I have about 300 vinyl and about 150 CD’s from Argent to ZZ Top.
About 40. Most of mine met their end one teenage winter when I discovered how spectacularly awesome it was to wing an album over an open field covered in snow. Those suckers would skip across the ground forever. Or you could make a snowman and chop him to pieces all ninja-style by throwing albums at him.
Only my most precious records survived that winter.
As an aside, teenagers are fucking morons.
If any post requires elaboration it is this one.
mmm
About 150 LPs plus 100 or so 45s and a few dozen 78s.
Dumb joke. It sounded better when I posted it.
Three or four hundred – alphabetized, of course, but most in poorly cleaned condition and played frequently on my crummy cartridge and stylus. I still find good stuff in used shops – one of my most recent finds was a Fathead Newman album called “The Weapon” with Mac Rebennack on piano – nice playing, and I’m still copping some licks from that one.
Oddly enough, I don’t mind keeping the “vinyl” around (yeah, so, I’m not an oldster!), but I’d much rather digitize all of my CDs and get rid of them – even after getting rid of all the jewel cases and putting them in sleeves, they still annoy me somehow. I enjoy spinning records, though – even with a crummy cartridge and not being able to easily slow things down for transcribing to staff paper, they’re good to have around, I think.
Oh, and a bunch of 78s from older family members that I can’t play due to lack of technology. Quick question: I should really get a mono cartridge and stylus to play those, right? Maybe easier to get a cheap tonearm with a mono stylus mounted and swap it out to make things easier, right? Assuming I had a deck that could play 78 rpm. At any rate, I already have most of that stuff on CD, so I’ll just pretend I’m grateful for the family member who thought I would enjoy having those sides. Maybe a dead grandparent’s eartrumpet and a sewing needle would be just as good.
Pre CDs I had 4 or 500 but any of those that remain are still in the former marital home.
About 40 or 50. I started buying music when vinyl had been obsolete for quite a while so all the records I own are inherited from my mother and aunt or are vinyl editions of current albums that I bought for one reason or another (usually because the packaging was elaborate or a picture disc or something). I have a case of old cassettes my aunt gave me that are like a time capsule of pop music in the late eighties and early nineties.
I also own 1800+ CDs, which I consider my “proper” music collection. The things I own on other formats are usually curiosities or collectibles as described above.
How funny. I’ve just discovered ‘Dr. John’s Gumbo’ and have been wearing it out.
mmm
“Gumbo” can’t be beat – I used to EQ to isolate the piano tracks and learn them, but I never had a vinyl copy. Used to be a great many of his earlier “rock and roll” (if that’s why they were) could only be had on vinyl, though, or very expensive imports. Stuff like “Sun, Moon, and Herbs,” and “Desitively Bonnaroo” IIRC. He had so many sideman dates on other artists’ records that I can’t help but think were never released on CD. Surprising for such a major rock musician it’s taken so long for some classics to come out on CD.

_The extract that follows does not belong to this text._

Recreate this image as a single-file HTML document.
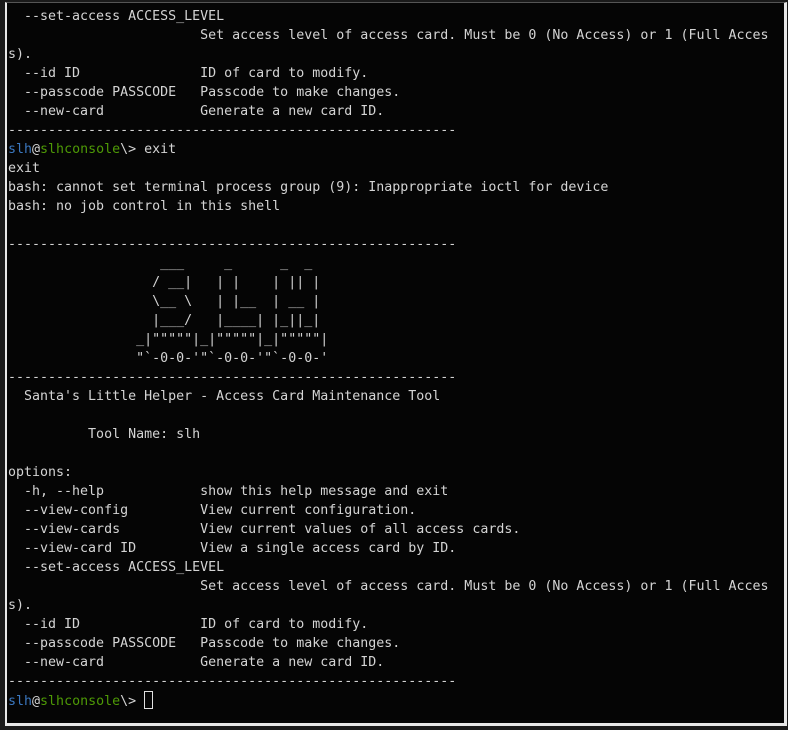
<!DOCTYPE html>
<html><head><meta charset="utf-8"><style>
html,body{margin:0;padding:0;background:#1a1a1a;width:788px;height:730px;overflow:hidden}
#t{position:absolute;left:5px;top:2px;width:777px;height:720px;background:#050505;border-left:2px solid #e8e8e8;border-right:3px solid #e8e8e8;border-bottom:3px solid #e8e8e8;border-top:1px solid #555}
pre{position:absolute;left:8px;top:7px;margin:0;font-family:"DejaVu Sans Mono","Liberation Mono",monospace;font-size:13.3px;line-height:19px;color:#d4d4d4;white-space:pre}
.b{color:#3b78c0}.g{color:#4e9a06}
.c{display:inline-block;width:7px;height:16px;border:1px solid #e0e0e0;vertical-align:-4px}
</style></head><body><div id="t"></div><pre>  --set-access ACCESS_LEVEL
                        Set access level of access card. Must be 0 (No Access) or 1 (Full Acces
s).
  --id ID               ID of card to modify.
  --passcode PASSCODE   Passcode to make changes.
  --new-card            Generate a new card ID.
--------------------------------------------------------
<span class="b">slh</span>@<span class="g">slhconsole</span>\&gt; exit
exit
bash: cannot set terminal process group (9): Inappropriate ioctl for device
bash: no job control in this shell

--------------------------------------------------------
                   ___     _      _  _
                  / __|   | |    | || |
                  \__ \   | |__  | __ |
                  |___/   |____| |_||_|
                _|"""""|_|"""""|_|"""""|
                "`-0-0-'"`-0-0-'"`-0-0-'
--------------------------------------------------------
  Santa's Little Helper - Access Card Maintenance Tool

          Tool Name: slh

options:
  -h, --help            show this help message and exit
  --view-config         View current configuration.
  --view-cards          View current values of all access cards.
  --view-card ID        View a single access card by ID.
  --set-access ACCESS_LEVEL
                        Set access level of access card. Must be 0 (No Access) or 1 (Full Acces
s).
  --id ID               ID of card to modify.
  --passcode PASSCODE   Passcode to make changes.
  --new-card            Generate a new card ID.
--------------------------------------------------------
<span class="b">slh</span>@<span class="g">slhconsole</span>\&gt; <span class="c"></span></pre></body></html>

The jazz organist Don Patterson, under his name or with Sonny Stitt as leader is one reason I’d never get rid of the best vinyl from my small supply of vinyl – so many great jazz sides, even as late as the 1960s or 1970s, just have never seen light of day, even from major players.
Hey, if I’m going to kill a thread, as I suspect I might, might as well go out with a lengthier post, right?